Instagram, Instagram, wherefore art thou, Instagram — and why?
I guess it must be good for something.
But not a day goes by that someone isn’t apologizing or being shamed, slammed or threatened because of something they posted on Instagram.
Is it worth it to put a comment or photo on Instagram?
People: People are mean. When are you going to learn?
It sounds like you can troll and run. Or leave your fingerprints and start a feud.
Who needs this? One billion is who.
As of May 2019, Instagram had 1 billion users.
I keep noticing celebrities and others apologizing for or pouting about something on their Instagram accounts.
No one is forced into social media, except, I suppose, by the urgency of peer pressure.
But by now it should be apparent that almost anything posted is likely to be subjected to ridicule, flak, and (a word that social media seemed to spawn) shaming.
Yahoo! must think informing us whenever a personality is shamed is a requisite of good journalism.
And it seems some personalities can’t win. I’d name them, but it would just be dogpiling, like ballplayers used to do after a walk-off home run. Now they simply gather and hop up and down near home plate.
I don’t have any evidence, but I am going to pretend I do and say many of us have taken to the internet as never before during the coronavirus as a source of entertainment as well as information.
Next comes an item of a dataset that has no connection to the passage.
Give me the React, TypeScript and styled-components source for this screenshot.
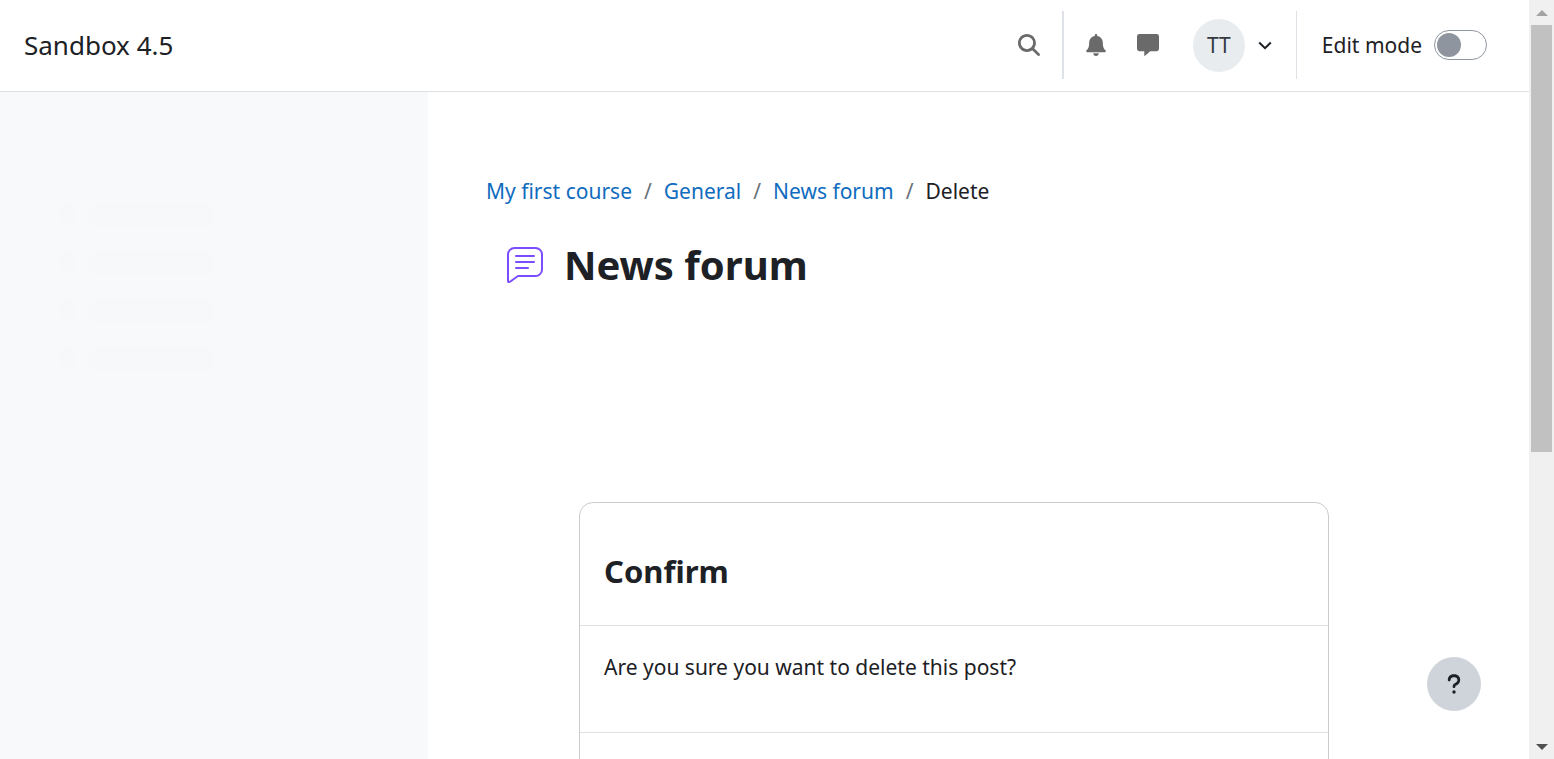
import React from "react";
import styled, { createGlobalStyle } from "styled-components";
import { FaMagnifyingGlass, FaQuestion } from "react-icons/fa6";

const GlobalStyle = createGlobalStyle`
  *, *::before, *::after { box-sizing: border-box; }
  body {
    margin: 0;
    background: #fff;
    color: #1d2125;
    font-family: "Segoe UI", "Noto Sans", "Open Sans", sans-serif;
    font-size: 21px;
    line-height: 34px;
  }
  button { font: inherit; color: inherit; border: 0; background: none; padding: 0; cursor: pointer; }
`;

const Viewport = styled.div`
  display: grid;
  grid-template-columns: minmax(0, 1fr) 25px;
  height: 100vh;
  overflow: hidden;
`;

const Page = styled.div`
  position: relative;
  display: flex;
  flex-direction: column;
  min-height: 0;
  overflow: hidden;
`;

const Header = styled.header`
  display: flex;
  flex: none;
  align-items: center;
  justify-content: space-between;
  height: 92px;
  padding: 0 42px 1px 24px;
  border-bottom: 1px solid #dee2e6;
`;

const Brand = styled.a`
  color: #1d2125;
  font-size: 26px;
  line-height: 36px;
  text-decoration: none;
`;

const Tools = styled.div`
  display: flex;
  align-items: center;
`;

const Divider = styled.div<{ $thick?: boolean }>`
  width: ${(p) => (p.$thick ? 2 : 1)}px;
  height: 68px;
  background: #dee2e6;
`;

const IconButton = styled.button`
  display: flex;
  align-items: center;
  justify-content: center;
  width: 52px;
  height: 68px;
  color: #6a6a6a;
  font-size: 22px;
`;

const SearchButton = styled(IconButton)`
  width: 66px;
`;

const IconGroup = styled.div`
  display: flex;
  padding-left: 6px;
`;

const UserMenu = styled.button`
  display: flex;
  align-items: center;
  gap: 13px;
  margin: 0 24px 0 19px;
`;

const Avatar = styled.span`
  display: flex;
  align-items: center;
  justify-content: center;
  width: 52px;
  height: 53px;
  border-radius: 50%;
  background: #e9ecef;
  color: #343a40;
`;

const EditMode = styled.label`
  display: flex;
  align-items: center;
  gap: 12px;
  padding-left: 25px;
`;

const Switch = styled.input`
  appearance: none;
  display: flex;
  align-items: center;
  width: 53px;
  height: 30px;
  margin: 0;
  padding: 0 2px;
  border: 1px solid #8f959e;
  border-radius: 15px;
  background: #fff;
  &::before {
    content: "";
    width: 24px;
    height: 24px;
    border-radius: 50%;
    background: #8f959e;
  }
  &:checked { justify-content: flex-end; }
`;

const Body = styled.div`
  display: flex;
  flex: 1;
  min-height: 0;
`;

const Drawer = styled.aside`
  flex: none;
  width: 428px;
  padding: 110px 58px;
  background: #f8f9fb;
`;

const Placeholders = styled.ul`
  display: flex;
  flex-direction: column;
  gap: 24px;
  margin: 0;
  padding: 0;
  list-style: none;
`;

const PlaceholderRow = styled.li`
  display: flex;
  gap: 12px;
`;

const PlaceholderShape = styled.span<{ $round?: boolean }>`
  width: ${(p) => (p.$round ? 19 : 125)}px;
  height: 24px;
  border-radius: ${(p) => (p.$round ? "50%" : "0")};
  background: #f7f8fa;
`;

const Main = styled.main`
  flex: 1;
  min-width: 0;
  padding: 82px 107px 0 58px;
`;

const Crumbs = styled.ol`
  display: flex;
  margin: 0;
  padding: 0;
  list-style: none;
`;

const Crumb = styled.li`
  & + &::before {
    content: "/";
    padding: 0 12px;
    color: #6a737b;
  }
`;

const CrumbLink = styled.a`
  color: #0f6cbf;
  text-decoration: none;
`;

const TitleRow = styled.div`
  display: flex;
  align-items: center;
  gap: 21px;
  height: 54px;
  margin-top: 30px;
  padding-left: 21px;
`;

const Title = styled.h1`
  margin: 0;
  font-size: 40px;
  font-weight: 700;
  line-height: 54px;
`;

const Dialog = styled.section`
  max-width: 750px;
  margin: 210px auto 0;
  border: 1px solid #cacbcd;
  border-radius: 14px 14px 0 0;
`;

const DialogHeader = styled.div`
  padding: 48px 24px 34px;
  border-bottom: 1px solid #dee2e6;
`;

const DialogTitle = styled.h2`
  margin: 0;
  font-size: 31px;
  font-weight: 700;
  line-height: 40px;
`;

const DialogBody = styled.div`
  padding: 24px 24px 48px;
  border-bottom: 1px solid #dee2e6;
  p { margin: 0; }
`;

const DialogFooter = styled.div`
  height: 90px;
`;

const HelpButton = styled.button`
  position: absolute;
  right: 48px;
  bottom: 48px;
  display: flex;
  align-items: center;
  justify-content: center;
  width: 54px;
  height: 54px;
  border-radius: 50%;
  background: #ced4da;
  font-size: 22px;
`;

const ScrollTrack = styled.div`
  display: flex;
  flex-direction: column;
  align-items: center;
  background: #f0f0f0;
`;

const ScrollArrow = styled.div<{ $down?: boolean }>`
  display: flex;
  align-items: center;
  justify-content: center;
  flex: none;
  height: 25px;
  margin-top: ${(p) => (p.$down ? "auto" : "0")};
`;

const ScrollThumb = styled.div`
  width: 21px;
  height: 60%;
  max-height: 427px;
  background: #c1c1c1;
`;

const crumbs = ["My first course", "General", "News forum"];

function ForumIcon() {
  return (
    <svg width="36" height="36" viewBox="0 0 36 36" fill="none" stroke="#7b4dff" strokeWidth="2" strokeLinecap="round" strokeLinejoin="round" aria-hidden="true">
      <path d="M7.5 1H28.5A6.5 6.5 0 0 1 35 7.5V22.5A6.5 6.5 0 0 1 28.5 29H11L3 34.7Q1 35.8 1 33.7V7.5A6.5 6.5 0 0 1 7.5 1Z" />
      <path d="M9 9H27M9 15H27M9 21H21" />
    </svg>
  );
}

function BellIcon() {
  return (
    <svg width="20" height="22" viewBox="0 0 20 22" fill="currentColor" aria-hidden="true">
      <path d="M10 0C9.3 0 8.8.5 8.8 1.2V1.9C5.4 2.5 3.2 5.1 3.2 8.4C3.2 12.6 2.4 14.4.6 16.3C-.3 17.3.2 18.2 1.2 18.2H18.8C19.8 18.2 20.3 17.3 19.4 16.3C17.6 14.4 16.8 12.6 16.8 8.4C16.8 5.1 14.6 2.5 11.2 1.9V1.2C11.2.5 10.7 0 10 0Z" />
      <path d="M7.2 19.3H12.8C12.8 20.8 11.5 22 10 22S7.2 20.8 7.2 19.3Z" />
    </svg>
  );
}

function MessageIcon() {
  return (
    <svg width="22" height="22" viewBox="0 0 22 22" fill="currentColor" aria-hidden="true">
      <path d="M2.4 0H19.6A2.4 2.4 0 0 1 22 2.4V14.8A2.4 2.4 0 0 1 19.6 17.2H13.2L8 21.7Q7.3 22.2 7.3 21.3V17.2H2.4A2.4 2.4 0 0 1 0 14.8V2.4A2.4 2.4 0 0 1 2.4 0Z" />
    </svg>
  );
}

export default function App() {
  return (
    <>
      <GlobalStyle />
      <Viewport>
        <Page>
          <Header>
            <Brand href="#">Sandbox 4.5</Brand>
            <Tools>
              <SearchButton aria-label="Search"><FaMagnifyingGlass /></SearchButton>
              <Divider $thick />
              <IconGroup>
                <IconButton aria-label="Notifications"><BellIcon /></IconButton>
                <IconButton aria-label="Messages"><MessageIcon /></IconButton>
              </IconGroup>
              <UserMenu aria-label="User menu">
                <Avatar>TT</Avatar>
                <svg width="14" height="9" viewBox="0 0 14 9" fill="none" stroke="#1d2125" strokeWidth="2" aria-hidden="true">
                  <path d="M1.2 1.5L7 7.2L12.8 1.5" />
                </svg>
              </UserMenu>
              <Divider />
              <EditMode>
                Edit mode
                <Switch type="checkbox" role="switch" />
              </EditMode>
            </Tools>
          </Header>
          <Body>
            <Drawer aria-label="Course index">
              <Placeholders>
                {[0, 1, 2, 3].map((n) => (
                  <PlaceholderRow key={n}>
                    <PlaceholderShape $round />
                    <PlaceholderShape />
                  </PlaceholderRow>
                ))}
              </Placeholders>
            </Drawer>
            <Main>
              <nav aria-label="Breadcrumb">
                <Crumbs>
                  {crumbs.map((label) => (
                    <Crumb key={label}><CrumbLink href="#">{label}</CrumbLink></Crumb>
                  ))}
                  <Crumb aria-current="page">Delete</Crumb>
                </Crumbs>
              </nav>
              <TitleRow>
                <ForumIcon />
                <Title>News forum</Title>
              </TitleRow>
              <Dialog aria-labelledby="confirm-title">
                <DialogHeader>
                  <DialogTitle id="confirm-title">Confirm</DialogTitle>
                </DialogHeader>
                <DialogBody>
                  <p>Are you sure you want to delete this post?</p>
                </DialogBody>
                <DialogFooter />
              </Dialog>
            </Main>
          </Body>
          <HelpButton aria-label="Help"><FaQuestion /></HelpButton>
        </Page>
        <ScrollTrack aria-hidden="true">
          <ScrollArrow>
            <svg width="12" height="6" viewBox="0 0 12 6"><path d="M0 6L6 0L12 6Z" fill="#a3a3a3" /></svg>
          </ScrollArrow>
          <ScrollThumb />
          <ScrollArrow $down>
            <svg width="12" height="6" viewBox="0 0 12 6"><path d="M0 0L6 6L12 0Z" fill="#505050" /></svg>
          </ScrollArrow>
        </ScrollTrack>
      </Viewport>
    </>
  );
}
There sits a celebrity wearing a mask or not wearing a mask, or scoffing at local no-gathering ordinances, hosting a bash.
Remember barbershops? Before appointments became routine, you’d wait your turn and look at magazines and newspapers that you’d never see anywhere else. It’s where I first saw the National Enquirer. The lurid headlines beckoned me.
“Dachshund abducted by aliens, becomes their leader.”
Who isn’t fascinated by the behavior of others?
The behavior of others is credited with the genesis of an expression.
“What was he thinking?”
Jay Leno famously asked Hugh Grant, “What were you thinking?”
If none of us made bad choices, we’d have no news, no documentaries, no films, no literature, and fewer attorneys.
Human behavior frequently exasperates me. But a person’s weight loss or gain or plastic surgery has never caused me to berate or belittle them online.
One study showed that graffiti is progressive. Someone tags a wall and it gives others permission to do the same.
There was a back-and-forth debate online about a photo posted by a woman you may know that showed her, fully clothed, with her husband, fully clothed. It was criticized because of the location of her husband’s hand on her body.
There are far racier hamburger commercials, but for certain conservatives it was highly inappropriate and deserving of backlash.
I am not on social media. Good thing. If I were I can only imagine.
“Don’t you own a comb?”
“Looks like you’ve discovered donuts.”
Kids (remember Art Linkletter) say the darndest things. So does everyone else. Some of us even do the darndest things.